David Stone is looking for a little help as he shares his experience with a new group of high school students.

On Oct. 16, Stone, senior photographer for Wrangler News, will begin teaching the widely divergent elements of photography at Skyline Tech High School—provided, that is, that he can round up enough equipment for those who want to participate.

It’s more than reading a few books that Stone has in mind.

“I want the students to understand the subject matter in all aspects of photography,” Stone said. “I want them to learn how to be discerning and appreciate fine arts, including how to make the composition look artistic through mood and lighting.”

But in order to do so, he will need more than the one digital camera that the school has to offer.

“In terms of equipment, we pretty much have none,” Stone said.

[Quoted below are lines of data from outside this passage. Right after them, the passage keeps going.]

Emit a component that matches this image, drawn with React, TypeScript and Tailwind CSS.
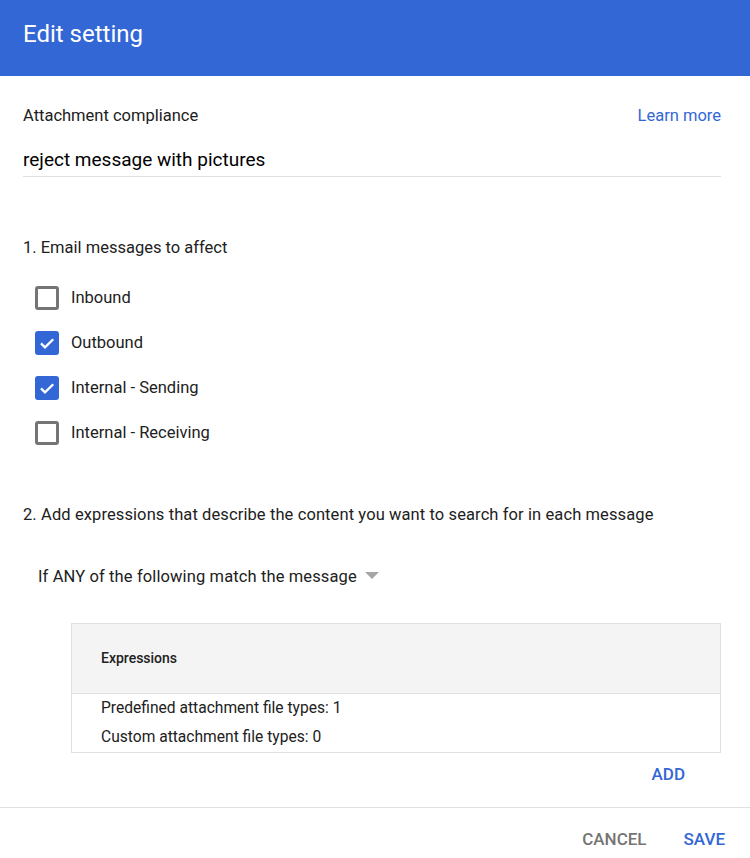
const options = [
    { label: "Inbound", checked: false },
    { label: "Outbound", checked: true },
    { label: "Internal - Sending", checked: true },
    { label: "Internal - Receiving", checked: false },
]

function Box({ checked }: { checked: boolean }) {
    if (checked) {
        return (
            <span className="flex h-[24px] w-[24px] items-center justify-center rounded-[3px] bg-[#3367d6]">
                <svg width="18" height="18" viewBox="0 0 18 18" fill="none">
                    <path d="M3 9.4l4 4L15.2 5.2" stroke="white" strokeWidth="2.3" />
                </svg>
            </span>
        )
    }
    return <span className="block h-[24px] w-[24px] rounded-[3px] border-[3px] border-[#757575]" />
}

export default function App() {
    return (
        <div className="flex h-[858px] w-[750px] flex-col bg-white font-['Roboto',sans-serif] text-[#212121]">
            {/* Header */}
            <div className="h-[76px] bg-[#3367d6] px-[23px] pt-[18px]">
                <h1 className="text-[24px] leading-[32px] font-normal text-white">Edit setting</h1>
            </div>

            <div className="flex flex-1 flex-col pl-[23px] pr-[29px]">
                <div className="mt-[30px] flex items-center justify-between text-[16.5px] leading-[20px]">
                    <span className="text-[#212121]">Attachment compliance</span>
                    <a className="text-[#3367d6]">Learn more</a>
                </div>
                <div className="mt-[22px] border-b border-[#e0e0e0] pb-[4px] text-[19px] leading-[24px] text-black">
                    reject message with pictures
                </div>

                <p className="mt-[61px] text-[16.5px] leading-[20px]">1. Email messages to affect</p>
                <div className="mt-[28px] flex flex-col gap-[21px] pl-[12px]">
                    {options.map((o) => (
                        <label key={o.label} className="flex h-[24px] items-center gap-[12px] text-[16.5px]">
                            <Box checked={o.checked} />
                            <span>{o.label}</span>
                        </label>
                    ))}
                </div>

                <p className="mt-[60px] text-[16.5px] leading-[20px] tracking-[0.1px]">
                    2. Add expressions that describe the content you want to search for in each message
                </p>

                <div className="mt-[42px] flex h-[20px] items-center gap-[8px] pl-[15px] text-[16.5px] tracking-[0.12px]">
                    <span>If ANY of the following match the message</span>
                    <svg width="14" height="7" viewBox="0 0 14 7" className="-mt-[4px]">
                        <path d="M0 0h14L7 7z" fill="#a6a6a6" />
                    </svg>
                </div>

                {/* Expressions table */}
                <div className="ml-[48px] mt-[36px] border border-[#e0e0e0] text-[15.6px]">
                    <div className="flex h-[70px] items-center border-b border-[#e0e0e0] bg-[#f4f4f4] px-[29px] text-[14px] font-medium">
                        Expressions
                    </div>
                    <div className="flex flex-col px-[29px]">
                        <div className="flex h-[29px] items-center">Predefined attachment file types: 1</div>
                        <div className="flex h-[29px] items-center">Custom attachment file types: 0</div>
                    </div>
                </div>

                <div className="mt-[11px] flex justify-end pr-[36px]">
                    <button className="text-[17px] leading-[20px] font-medium text-[#3367d6]">ADD</button>
                </div>
            </div>

            {/* Footer */}
            <div className="flex h-[51px] items-start justify-end gap-[37px] border-t border-[#e0e0e0] pr-[25px] pt-[21px] text-[17px] leading-[20px] font-medium">
                <button className="text-[#757575]">CANCEL</button>
                <button className="text-[#3367d6]">SAVE</button>
            </div>
        </div>
    )
}
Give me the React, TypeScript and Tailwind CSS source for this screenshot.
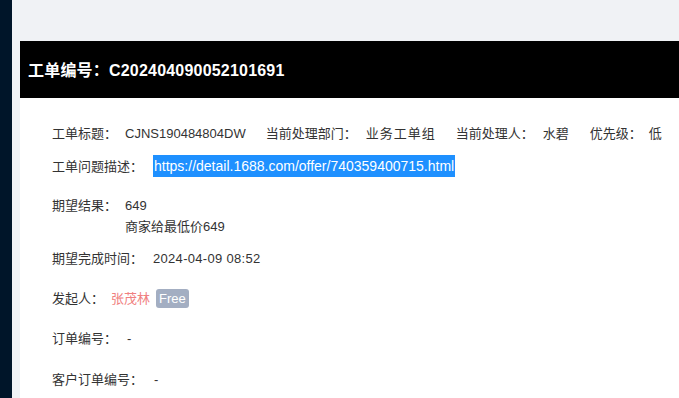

According to Stone, he is looking for donations so he will be able to have a thorough and flexible curriculum for his students. He has also been looking for contributions from local photography clubs. Some of these helpful items include film and digital cameras, old lenses, old flash units, tripods, reflectors and lighting equipment.

This will be the first photography class that goes beyond just basics for Skyline Tech, according to instructor Richard Hinkle.

“I think that (Stone) will be pretty good at pulling this class off,” Hinkle said.

In 2001, Stone graduated from Arizona State University with a degree in communications. He completed his post-graduate studies at Rocky Mountain School of Photography in Missoula, Mont.

For the past three years, Stone has worked as chief photographer for Wrangler News, as well as working with Sonic, Wells Fargo, Club Tattoo, Tumbleweeds, Herbal Life, Sojourners and a number of other local and national clients.

He has done commercial shots and photojournalism under contract to a variety of clients.

The Skyline class starts Oct. 16, and Stone already has 25 students enrolled.